● **Data excerpt**:
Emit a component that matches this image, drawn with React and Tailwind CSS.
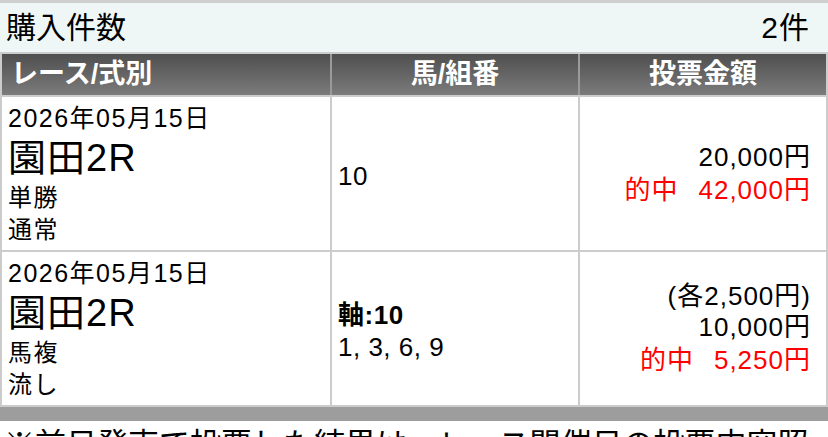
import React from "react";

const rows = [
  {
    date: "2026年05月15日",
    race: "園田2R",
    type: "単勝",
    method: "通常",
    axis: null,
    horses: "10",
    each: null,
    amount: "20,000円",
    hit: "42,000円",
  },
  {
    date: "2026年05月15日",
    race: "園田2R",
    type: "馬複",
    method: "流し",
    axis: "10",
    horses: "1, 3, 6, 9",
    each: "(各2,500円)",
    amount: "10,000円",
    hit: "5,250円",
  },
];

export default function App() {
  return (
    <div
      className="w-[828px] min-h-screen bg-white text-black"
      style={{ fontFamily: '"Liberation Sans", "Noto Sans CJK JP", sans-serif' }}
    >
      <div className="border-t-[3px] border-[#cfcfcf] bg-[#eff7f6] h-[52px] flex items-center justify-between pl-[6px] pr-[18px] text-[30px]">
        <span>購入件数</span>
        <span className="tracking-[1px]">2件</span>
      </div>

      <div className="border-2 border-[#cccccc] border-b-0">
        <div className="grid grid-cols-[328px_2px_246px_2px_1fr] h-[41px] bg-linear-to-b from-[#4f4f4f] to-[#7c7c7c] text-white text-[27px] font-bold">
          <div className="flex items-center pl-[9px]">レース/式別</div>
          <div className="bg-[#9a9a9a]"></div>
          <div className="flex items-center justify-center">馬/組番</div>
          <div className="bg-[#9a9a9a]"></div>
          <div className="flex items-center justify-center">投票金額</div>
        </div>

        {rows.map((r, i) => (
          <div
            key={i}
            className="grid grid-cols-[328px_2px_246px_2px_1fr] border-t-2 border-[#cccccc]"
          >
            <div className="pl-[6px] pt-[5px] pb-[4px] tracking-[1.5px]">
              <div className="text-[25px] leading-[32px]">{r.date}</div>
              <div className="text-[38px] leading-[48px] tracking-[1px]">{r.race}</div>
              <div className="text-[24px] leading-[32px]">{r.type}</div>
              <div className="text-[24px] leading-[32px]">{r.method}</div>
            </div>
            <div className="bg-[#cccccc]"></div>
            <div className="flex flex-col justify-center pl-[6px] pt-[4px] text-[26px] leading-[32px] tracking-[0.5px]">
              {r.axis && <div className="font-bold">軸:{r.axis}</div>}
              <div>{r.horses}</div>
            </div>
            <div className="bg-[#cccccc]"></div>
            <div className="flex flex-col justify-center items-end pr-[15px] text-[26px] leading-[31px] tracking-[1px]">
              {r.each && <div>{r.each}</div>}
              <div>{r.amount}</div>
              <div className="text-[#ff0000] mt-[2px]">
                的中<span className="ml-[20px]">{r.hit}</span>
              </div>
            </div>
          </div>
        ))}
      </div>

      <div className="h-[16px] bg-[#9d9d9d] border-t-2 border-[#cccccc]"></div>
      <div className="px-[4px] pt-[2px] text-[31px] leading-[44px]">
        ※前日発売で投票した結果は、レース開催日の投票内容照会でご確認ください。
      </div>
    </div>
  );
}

● **Task prompt**: Repeat the full listing above exactly, with no pictures in the copy.

● **Expected answer**:
Emit a component that matches this image, drawn with React and Tailwind CSS.
import React from "react";

const rows = [
  {
    date: "2026年05月15日",
    race: "園田2R",
    type: "単勝",
    method: "通常",
    axis: null,
    horses: "10",
    each: null,
    amount: "20,000円",
    hit: "42,000円",
  },
  {
    date: "2026年05月15日",
    race: "園田2R",
    type: "馬複",
    method: "流し",
    axis: "10",
    horses: "1, 3, 6, 9",
    each: "(各2,500円)",
    amount: "10,000円",
    hit: "5,250円",
  },
];

export default function App() {
  return (
    <div
      className="w-[828px] min-h-screen bg-white text-black"
      style={{ fontFamily: '"Liberation Sans", "Noto Sans CJK JP", sans-serif' }}
    >
      <div className="border-t-[3px] border-[#cfcfcf] bg-[#eff7f6] h-[52px] flex items-center justify-between pl-[6px] pr-[18px] text-[30px]">
        <span>購入件数</span>
        <span className="tracking-[1px]">2件</span>
      </div>

      <div className="border-2 border-[#cccccc] border-b-0">
        <div className="grid grid-cols-[328px_2px_246px_2px_1fr] h-[41px] bg-linear-to-b from-[#4f4f4f] to-[#7c7c7c] text-white text-[27px] font-bold">
          <div className="flex items-center pl-[9px]">レース/式別</div>
          <div className="bg-[#9a9a9a]"></div>
          <div className="flex items-center justify-center">馬/組番</div>
          <div className="bg-[#9a9a9a]"></div>
          <div className="flex items-center justify-center">投票金額</div>
        </div>

        {rows.map((r, i) => (
          <div
            key={i}
            className="grid grid-cols-[328px_2px_246px_2px_1fr] border-t-2 border-[#cccccc]"
          >
            <div className="pl-[6px] pt-[5px] pb-[4px] tracking-[1.5px]">
              <div className="text-[25px] leading-[32px]">{r.date}</div>
              <div className="text-[38px] leading-[48px] tracking-[1px]">{r.race}</div>
              <div className="text-[24px] leading-[32px]">{r.type}</div>
              <div className="text-[24px] leading-[32px]">{r.method}</div>
            </div>
            <div className="bg-[#cccccc]"></div>
            <div className="flex flex-col justify-center pl-[6px] pt-[4px] text-[26px] leading-[32px] tracking-[0.5px]">
              {r.axis && <div className="font-bold">軸:{r.axis}</div>}
              <div>{r.horses}</div>
            </div>
            <div className="bg-[#cccccc]"></div>
            <div className="flex flex-col justify-center items-end pr-[15px] text-[26px] leading-[31px] tracking-[1px]">
              {r.each && <div>{r.each}</div>}
              <div>{r.amount}</div>
              <div className="text-[#ff0000] mt-[2px]">
                的中<span className="ml-[20px]">{r.hit}</span>
              </div>
            </div>
          </div>
        ))}
      </div>

      <div className="h-[16px] bg-[#9d9d9d] border-t-2 border-[#cccccc]"></div>
      <div className="px-[4px] pt-[2px] text-[31px] leading-[44px]">
        ※前日発売で投票した結果は、レース開催日の投票内容照会でご確認ください。
      </div>
    </div>
  );
}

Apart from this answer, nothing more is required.